For TP-containing multi-axis layouts, the write semantic is now: the caller may pass the full source tensor, and the provided TP rank/layout tells Mooncake which uniform shard to materialize and persist. Callers no longer need to pre-split the tensor themselves for dp_tp / pp_tp / ep_tp style writes.

Single-axis TP compatibility wrappers and the preserved plain-TP with_parallelism behavior still accept shard input rather than auto-materializing from a full tensor.

Pure DP still does not invent a split axis on its own. If the stored object is actually sharded, the request must still include the layout axis that defines the shard shape.

The same matrix applies to upsert_tensor_with_parallelism(...).

Read-side matrix#

The unified read family should be driven by ReadTarget.
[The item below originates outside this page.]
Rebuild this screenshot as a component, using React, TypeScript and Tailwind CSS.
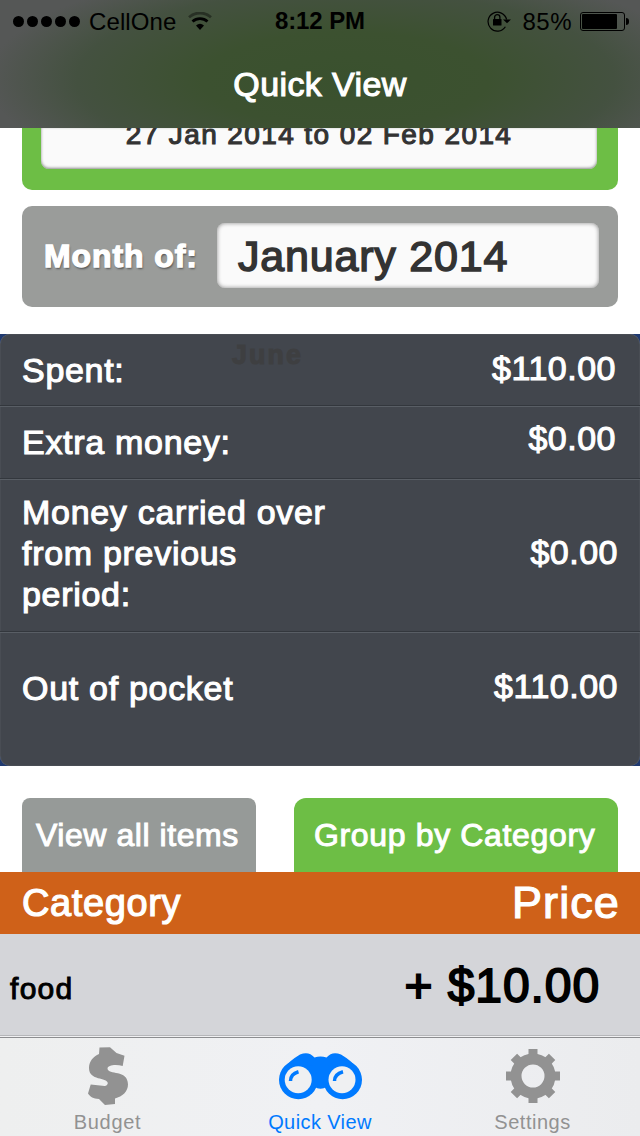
import { clsx } from "clsx";

function StatusBar() {
  return (
    <div className="grid h-10 grid-cols-3 text-2xl leading-10 text-black">
      <div className="flex items-center pl-[13px]">
        <div className="flex gap-[3px]">
          {[1, 2, 3, 4, 5].map((n) => (
            <span key={n} className="size-[11px] rounded-full bg-black" />
          ))}
        </div>
        <span className="ml-[9px] pt-0.5 tracking-[0.1px]">CellOne</span>
        <svg className="ml-3 h-[18px] w-6" viewBox="0 0 24 18" fill="none">
          <path d="M1 5.200a16.500 16.500 0 0 1 22 0" stroke="#000" strokeOpacity=".4" strokeWidth="2.800" />
          <path d="M4.500 9.500a11 11 0 0 1 15 0" stroke="#000" strokeWidth="2.800" />
          <path d="M8 13.400a6.200 6.200 0 0 1 8 0L12 18z" fill="#000" />
        </svg>
      </div>
      <div className="pt-px text-center font-bold tracking-[-0.1px]">8:12 PM</div>
      <div className="flex items-center justify-end pr-[11px]">
        <svg className="h-[22px] w-6" viewBox="0 0 24 22" fill="none">
          <path d="M18.4 16.7A9.4 9.4 0 1 1 19.6 9.5" stroke="#000" strokeWidth="1.2" />
          <path d="M16 9.500h8l-4 3.800z" fill="#000" />
          <rect x="6" y="9" width="8.500" height="6.5" rx=".6" fill="#000" />
          <path d="M7.600 9.5V7.3a2.650 2.650 0 0 1 5.300 0v2.2" stroke="#000" strokeWidth="1.3" />
        </svg>
        <span className="ml-[11px] pt-0.5 tracking-[0.5px]">85%</span>
        <div className="ml-2 h-[19px] w-[45px] rounded-[3px] border border-black p-px">
          <div className="h-full w-[35px] rounded-[1px] bg-black" />
        </div>
        <span className="ml-px h-[7px] w-[3px] rounded-r-full bg-black" />
      </div>
    </div>
  );
}

function Header() {
  return (
    <header className="h-32 shrink-0 bg-[#555753] bg-[radial-gradient(ellipse_56%_92%_at_54%_62%,#3a512e_0%,#3c5130_40%,#445140_75%,#555756_100%)]">
      <StatusBar />
      <h1 className="pt-[24px] text-center text-[34px] leading-10 tracking-[0.4px] text-white [-webkit-text-stroke:1.1px]">
        Quick View
      </h1>
    </header>
  );
}

function Periods() {
  return (
    <>
      <div className="mx-[22px] h-[62px] shrink-0 rounded-b-[10px] bg-[#6dbe45] pr-[21px] pl-[19px]">
        <div className="h-[41px] overflow-hidden rounded-b-[8px] bg-[#fafafa] text-center text-[28px] leading-8 tracking-[1.4px] whitespace-nowrap text-[#333] shadow-[inset_0_-1px_3px_#888] [-webkit-text-stroke:1.1px]">
          <div className="-mt-[9px]">27 Jan 2014 to 02 Feb 2014</div>
        </div>
      </div>
      <div className="mx-[22px] mt-4 flex h-[101px] shrink-0 items-start rounded-[10px] bg-[#9a9c9a] pt-[17px] pr-[19px] pl-[22px]">
        <span className="w-[173px] text-[32px] leading-[66px] font-bold tracking-[0.9px] whitespace-nowrap text-white [-webkit-text-stroke:1.3px] [text-shadow:1px_2px_2px_#555]">
          Month of:
        </span>
        <div className="h-[65px] flex-1 rounded-[8px] bg-[#fafafa] pl-[21px] text-[43px] leading-[66px] tracking-[0.8px] text-[#333] shadow-[inset_0_0_4px_#888] [-webkit-text-stroke:1.5px]">
          January 2014
        </div>
      </div>
    </>
  );
}

const totals = [
  { label: "Spent:", amount: "$110.00", row: "h-[72px] pt-4 pr-6", price: "-mt-0.5" },
  { label: "Extra money:", amount: "$0.00", row: "h-[73px] pt-4 pr-6", price: "-mt-1" },
  { label: "Money carried over from previous period:", amount: "$0.00", row: "h-[153px] pt-[13px] pr-[22px]", price: "mt-10" },
  { label: "Out of pocket", amount: "$110.00", row: "h-[134px] pt-9 pr-[22px]", price: "-mt-0.5" },
];

function Totals() {
  return (
    <section className="mt-[27px] h-[432px] shrink-0 bg-[#203a70]">
      <div className="relative h-full rounded-[10px] bg-[#42464d] shadow-[inset_0_0_1px_#8a8f96]">
        <span className="absolute top-[7px] left-[232px] text-[27px] leading-7 font-bold tracking-[2px] text-[#3e3f41] [-webkit-text-stroke:1px]">
          June
        </span>
        {totals.map((t, i) => (
          <div
            key={t.label}
            className={clsx(
              "relative flex items-start justify-between pl-[22px] text-[34px] leading-[41px] text-white [-webkit-text-stroke:1.1px]",
              t.row,
              i < totals.length - 1 && "shadow-[inset_0_-1px_#33373d,0_1px_#595e65]",
            )}
          >
            <span className="w-[320px] tracking-[0.7px]">{t.label}</span>
            <span className={clsx("tracking-[0.5px]", t.price)}>{t.amount}</span>
          </div>
        ))}
      </div>
    </section>
  );
}

function Items() {
  return (
    <>
      <div className="mt-8 flex h-[74px] shrink-0 justify-between px-[22px] text-[32px] leading-[74px] whitespace-nowrap text-white [-webkit-text-stroke:1px]">
        <div className="w-[234px] rounded-t-[8px] bg-[#969a98] pl-[14px] tracking-[0.55px]">View all items</div>
        <div className="w-[324px] rounded-t-[12px] bg-[#6dbe45] pl-5 tracking-[0.65px]">Group by Category</div>
      </div>
      <div className="flex h-[62px] shrink-0 justify-between bg-[#cf6119] pr-5 pl-[22px] text-white [-webkit-text-stroke:1.2px]">
        <span className="pt-px text-[38px] leading-[61px] tracking-[0.6px]">Category</span>
        <span className="text-[45px] leading-[61px] tracking-[1.1px]">Price</span>
      </div>
      <div className="flex h-[103px] shrink-0 justify-between border-b border-[#f0f0f2] bg-[#d4d5d9] pr-10 pl-[10px] text-black shadow-[inset_0_-1px_#b5b6b9]">
        <span className="pt-[3px] text-[30px] leading-[103px] tracking-[1.3px] [-webkit-text-stroke:1px]">food</span>
        <span className="text-[48px] leading-[103px] tracking-[0.9px] [-webkit-text-stroke:1.8px]">+ $10.00</span>
      </div>
    </>
  );
}

function DollarIcon() {
  return (
    <svg className="h-[58px] w-10" viewBox="0 0 40 58" fill="currentColor">
      <path d="M11.500.5 22 .3 28.500 6l8 2.700L34.700 19C28 17 19.500 18 19.500 21.500 20 28.500 40 22 40 37.500 40 44.500 34.500 49.500 27 51.500V57l-10 1-6-6C5 51.500 2.500 50 0 46.500L2.700 37.500l14 1.500C18.500 39 19.800 37.500 19.800 36 19 30 1 34 1 21 1 14 5.500 9.500 11 7Z" />
    </svg>
  );
}

function BinocularsIcon() {
  return (
    <svg className="h-[47px] w-[83px]" viewBox="0 0 83 47" fill="none">
      <path
        d="M4 15.500Q11 7.500 21 1.500C27-1 31.500 0 35.500 4.500Q41.500 2.500 47.500 4.500C51.500 0 56-1 62 1.500Q72 7.500 79 15.500L66 32 48 33.500Q41.500 38 35 33.500L17 32Z"
        fill="currentColor"
      />
      <circle cx="19.400" cy="26.800" r="19.400" fill="currentColor" />
      <circle cx="63.600" cy="26.800" r="19.400" fill="currentColor" />
      <circle cx="19.200" cy="26.800" r="13.500" fill="#eff0f2" />
      <circle cx="63" cy="26.800" r="13.500" fill="#eff0f2" />
      <path d="M11.500 28q0-7 8-9.300M55.500 28q0-7 8.500-9.300" stroke="currentColor" strokeWidth="3.500" />
    </svg>
  );
}

function GearIcon() {
  return (
    <svg className="size-[54px]" viewBox="0 0 54 54" fill="none" stroke="currentColor">
      <circle cx="27" cy="27" r="17" strokeWidth="11" />
      {[0, 45, 90, 135].map((deg) => (
        <path key={deg} d="M27 0v9M27 45v9" strokeWidth="9" transform={`rotate(${deg} 27 27)`} />
      ))}
    </svg>
  );
}

function TabBar() {
  return (
    <nav className="flex flex-1 border-t border-[#8c8d90] bg-linear-to-r from-[#eeefef] via-[#f0f1f4] to-[#ebecee] text-[20px] leading-6 text-[#929292]">
      <div className="flex w-[215px] flex-col items-center pt-[9px]">
        <DollarIcon />
        <span className="mt-[5px] tracking-[0.7px]">Budget</span>
      </div>
      <div className="flex w-[210px] flex-col items-center pt-[15px] text-[#007aff]">
        <BinocularsIcon />
        <span className="mt-[10px] tracking-[0.4px]">Quick View</span>
      </div>
      <div className="flex w-[215px] flex-col items-center pt-[11px]">
        <GearIcon />
        <span className="mt-[7px] tracking-[0.5px]">Settings</span>
      </div>
    </nav>
  );
}

export default function App() {
  return (
    <div className="flex h-[1136px] w-[640px] flex-col overflow-hidden bg-white font-['Liberation_Sans',sans-serif]">
      <Header />
      <Periods />
      <Totals />
      <Items />
      <TabBar />
    </div>
  );
}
Stored layout	Caller wants	API	`ReadTarget`
full tensor	stored full tensor	`get_tensor_with_parallelism(...)`	`None` or `mode="as_stored"`
TP shard object	stored shard	`get_tensor_with_parallelism(...)`	`mode="as_stored"`
TP shard set	target TP shard	`get_tensor_with_parallelism(...)`	`mode="shard", parallelism=TP(...)`
TP shard set	full tensor	`get_tensor_with_parallelism(...)`	`mode="full"`
EP shard set	target expert shard	`get_tensor_with_parallelism(...)`	`mode="shard", parallelism=EP(...)`
EP shard set	full tensor	`get_tensor_with_parallelism(...)`	`mode="full"`
PP + TP shard set	target PP+TP shard	`get_tensor_with_parallelism(...)`	`mode="shard", parallelism=[PP(...), TP(...)]`
mixed shard set	full tensor	`get_tensor_with_parallelism(...)`	`mode="full"`

Source-layout to target-layout matrix#

The planner must eventually cover these conversions, but the public API should remain the same across all of them.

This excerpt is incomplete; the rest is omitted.